| High fat atkins diet confounds experts { May 22 2003 } Original Source Link: (May no longer be active) http://www.timesonline.co.uk/article/0,,2-688185,00.htmlhttp://www.timesonline.co.uk/article/0,,2-688185,00.html
May 22, 2003
High-fat Atkins diet confounds experts By Nigel Hawkes, Health Editor DR ROBERT ATKINS, the much derided diet guru who told his followers to fill up with fat, may have been right. Two studies in the ultra-respectable New England Journal of Medicine show that overweight people following his controversial diet lose more weight than those on a conventional low-calorie diet, and emerge at the end with higher levels of the good form of cholesterol.

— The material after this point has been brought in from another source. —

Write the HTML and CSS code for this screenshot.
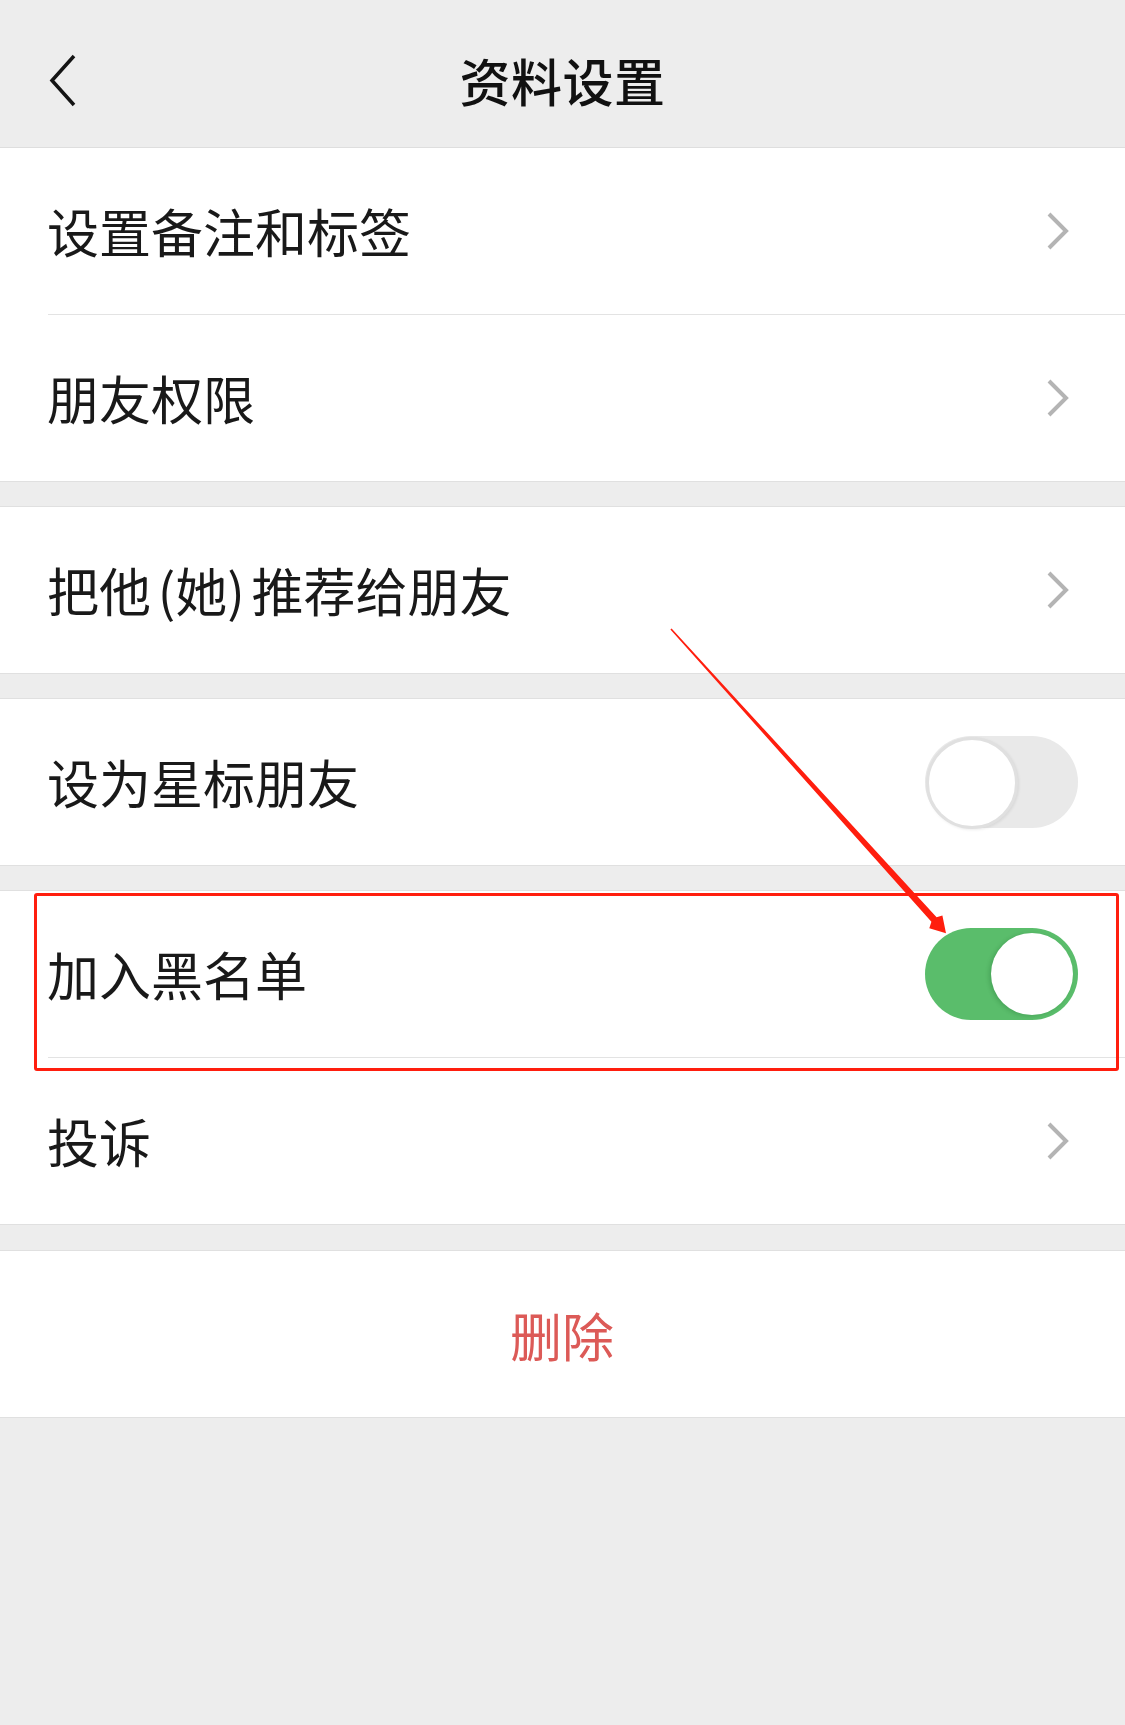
FILE: index.html
```html
<!DOCTYPE html>
<html lang="zh-CN">
<head>
    <meta charset="UTF-8">
    <meta name="viewport" content="width=device-width, initial-scale=1.0">
    <title>资料设置</title>
    <link rel="stylesheet" href="styles.css">
</head>
<body>
    <div class="page">
        <header class="nav-bar">
            <a class="nav-back" href="#">
                <svg width="32" height="54" viewBox="0 0 32 54">
                    <polyline points="28,3 6,27.5 28,52" fill="none" stroke="#141414" stroke-width="3.5"/>
                </svg>
            </a>
            <h1 class="nav-title">资料设置</h1>
            <span></span>
        </header>

        <section class="group">
            <div class="cell">
                <span class="cell-label">设置备注和标签</span>
                <svg class="chevron" width="24" height="40" viewBox="0 0 24 40">
                    <polyline points="3,3 20,20 3,37" fill="none" stroke="#b4b4b4" stroke-width="4"/>
                </svg>
            </div>
            <div class="cell">
                <span class="cell-label">朋友权限</span>
                <svg class="chevron" width="24" height="40" viewBox="0 0 24 40">
                    <polyline points="3,3 20,20 3,37" fill="none" stroke="#b4b4b4" stroke-width="4"/>
                </svg>
            </div>
        </section>

        <section class="group">
            <div class="cell">
                <span class="cell-label cell-label-tight">把他 (她) 推荐给朋友</span>
                <svg class="chevron" width="24" height="40" viewBox="0 0 24 40">
                    <polyline points="3,3 20,20 3,37" fill="none" stroke="#b4b4b4" stroke-width="4"/>
                </svg>
            </div>
        </section>

        <section class="group">
            <div class="cell">
                <span class="cell-label">设为星标朋友</span>
                <span class="switch"><span class="switch-knob"></span></span>
            </div>
        </section>

        <section class="group">
            <div class="cell">
                <span class="cell-label">加入黑名单</span>
                <span class="switch on"><span class="switch-knob"></span></span>
            </div>
            <div class="cell">
                <span class="cell-label">投诉</span>
                <svg class="chevron" width="24" height="40" viewBox="0 0 24 40">
                    <polyline points="3,3 20,20 3,37" fill="none" stroke="#b4b4b4" stroke-width="4"/>
                </svg>
            </div>
        </section>

        <section class="group">
            <div class="cell cell-danger">删除</div>
        </section>

        <!-- marca roja sobre la fila de la lista negra -->
        <div class="mark-box"></div>
        <svg class="mark-arrow" width="1125" height="1725" viewBox="0 0 1125 1725">
            <polygon fill="#ff1e0e" points="670.4,629.5 931.4,921.8 929.3,928.3 946,933.3 942.4,915.5 936.6,917.2 671.6,628.5"/>
        </svg>
    </div>
</body>
</html>
```

FILE: styles.css
```css
body {
    margin: 0;
    background-color: #ededed;
    font-family: "Noto Sans CJK SC", "Noto Sans", sans-serif;
    color: #191919;
}
.page {
    position: relative;
    width: 1125px;
    min-height: 1725px;
}
.nav-bar {
    display: grid;
    grid-template-columns: 1fr auto 1fr;
    align-items: center;
    height: 148px;
    box-sizing: border-box;
    padding-top: 12px;
    background-color: #ededed;
    border-bottom: 1px solid #dedede;
}
.nav-back {
    display: flex;
    padding-left: 46px;
}
.nav-title {
    margin: 0;
    font-size: 51px;
    font-weight: 500;
    color: #111;
    letter-spacing: 0.5px;
}
.group {
    background-color: white;
    border-top: 1px solid #e0e0e0;
    border-bottom: 1px solid #e0e0e0;
    margin-top: 24px;
}
.nav-bar + .group {
    margin-top: 0;
    border-top: none;
}
.group:last-of-type {
    margin-top: 25px;
}
.cell {
    display: flex;
    align-items: center;
    justify-content: space-between;
    height: 166px;
    padding: 0 48px 0 47px;
    font-size: 52px;
    position: relative;
}
.cell + .cell::before {
    content: "";
    position: absolute;
    top: -1px;
    left: 48px;
    right: 0;
    height: 1px;
    background-color: #e3e3e3;
}
.cell + .cell {
    margin-top: 1px;
}
.cell-label {
    padding-bottom: 2px;
}
.cell-label-tight {
    word-spacing: -5px;
}
.chevron {
    margin-right: 7px;
}
.cell-danger {
    justify-content: center;
    color: #dc5a57;
}
.switch {
    position: relative;
    width: 153px;
    height: 92px;
    border-radius: 46px;
    background-color: #e9e9e9;
    margin-right: -1px;
}
.switch-knob {
    position: absolute;
    top: 1px;
    left: 1px;
    width: 86px;
    height: 86px;
    border-radius: 50%;
    background-color: white;
    border: 3px solid #e0e0e0;
    box-shadow: 1px 1px 3px rgba(0, 0, 0, 0.08);
}
.switch.on {
    background-color: #5abd6b;
}
.switch.on .switch-knob {
    top: 5px;
    left: auto;
    right: 5px;
    width: 82px;
    height: 82px;
    border: none;
    box-shadow: -2px 1px 4px rgba(0, 70, 20, 0.2);
}
.mark-box {
    position: absolute;
    left: 34px;
    top: 893px;
    width: 1085px;
    height: 178px;
    box-sizing: border-box;
    border: 3px solid #ff1e0e;
    border-radius: 3px;
    pointer-events: none;
}
.mark-arrow {
    position: absolute;
    left: 0;
    top: 0;
    pointer-events: none;
}
```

The results will surprise many dieticians, who have claimed for at least two decades that eating fat is the cause of the Western world’s increasing girth. They will also worry that the results may encourage people to take up a diet very low in fruit and vegetables, and in fibre, offending against two more dietary shibboleths.
Neither study investigated potential long-term effects, which could include kidney damage and bone loss through lack of calcium.
Many of the world’s most glamorous stars have claimed that the Atkins diet is their secret to staying slim. Less than three months after giving birth, Catherine Zeta-Jones had shed 50lb, which she credited to her “high-fat” diet.
Other stars claim to have kept their famous figures thanks in no small part to Dr Atkins. The pop singers Jennifer Lopez and Geri Halliwell both follow the diet, as do the actresses Julia Roberts, Minnie Driver and Jennifer Aniston as well as her husband, Brad Pitt.
One of the new studies, led by researchers from the Weight and Eating Disorders Programme at the University of Pennsylvania School of Medicine, studied 63 obese men and women. They were all in their mid-40s, and weighed an average of 97kg (15st 6lb).
Half were given a copy of Dr Atkins’s New Diet Revolution and asked to follow it. The other half were prescribed a low-calorie diet (1,200-1,500 calories a day for women, 1,500-1,800 for men) made up of 60 per cent carbohydrates, 25 per cent fat, and 15 per cent protein.
The Atkins diet prescribes meat, fish, eggs, cheese, butter, oil and a few salad leaves. For the first fortnight followers must eat only 20g of carbohydrate a day (a single banana is 22g), cutting out bread, pasta, most vegetables, rice, potatoes, biscuits, sugar, milk and yogurt.
After two weeks carbohydrate intakes double, but remain very low. It also recommds taking a series of nutrional supplements.
Over the first three months of the University of Pennsylvania study Dr Atkins advice was the most effective by a big margin — an average of 14.7lb lost, against 5.8lb.
Over six months, Atkins’s followers lost 15.2lb against 6.9lb, but over a year the gap had narrowed significantly. The Atkins group had lost 9.5lb, reversing some of their earlier gains, while the other group had also gone backwards, losing 5.4lb.
The second study involved 132 men and women who were severely obese, averaging over 20 stone. Half were put on a low carbohydrate diet (30g a day) with no limit on fats, and half on a low-fat diet, calorie- restricted and with no more than 30 per cent of energy from fat.
Over six months the lowcarbohydrate group lost 13lb, compared with 4lb in the low-fat group. Both trials showed that the low-carbohydrate diets improved the profile of blood lipids — cholesterol and trigyclerides that can contribute to clogged arteries.
Even more remarkably, the second trial included some participants with diabetes, whose control of insulin improved much more on the low-carbohydrate diets than it did on the low-fat version.
Frederick Samaha, of the Philadelphia Veterans Administration Medical Centre, who led the second study, said: “The metabolic effects were fairly impressive.”
He said that results underscored the paradox that the more people follow “healthy eating” guidelines and cut fat, the more obese the population becomes. “People have gotten the message loud and clear, they are restricting their fat,” Dr Samaha added.
“But they are still overeating. And when they overeat carbohydrates, they remain overweight and perhaps even exacerbate the development of diabetes, unfavourable lipids and heart disease. There were some aspects of what Dr Atkins was saying that were not being taken seriously, and perhaps should have been.”
Gary Foster, who led the other study, said: “Widely recommended low-carbohydrate approaches may be premature, but our initial finding suggests that such diets may not have the adverse effects that were anticipated.”
Sara Stanner, senior nutrition scientist at the British Nutrition Foundation, said: “A lot of people get quite unpleasant side-effects from the Atkins diet, and the fact that it is low in fibre has implications for cancer and heart disease.”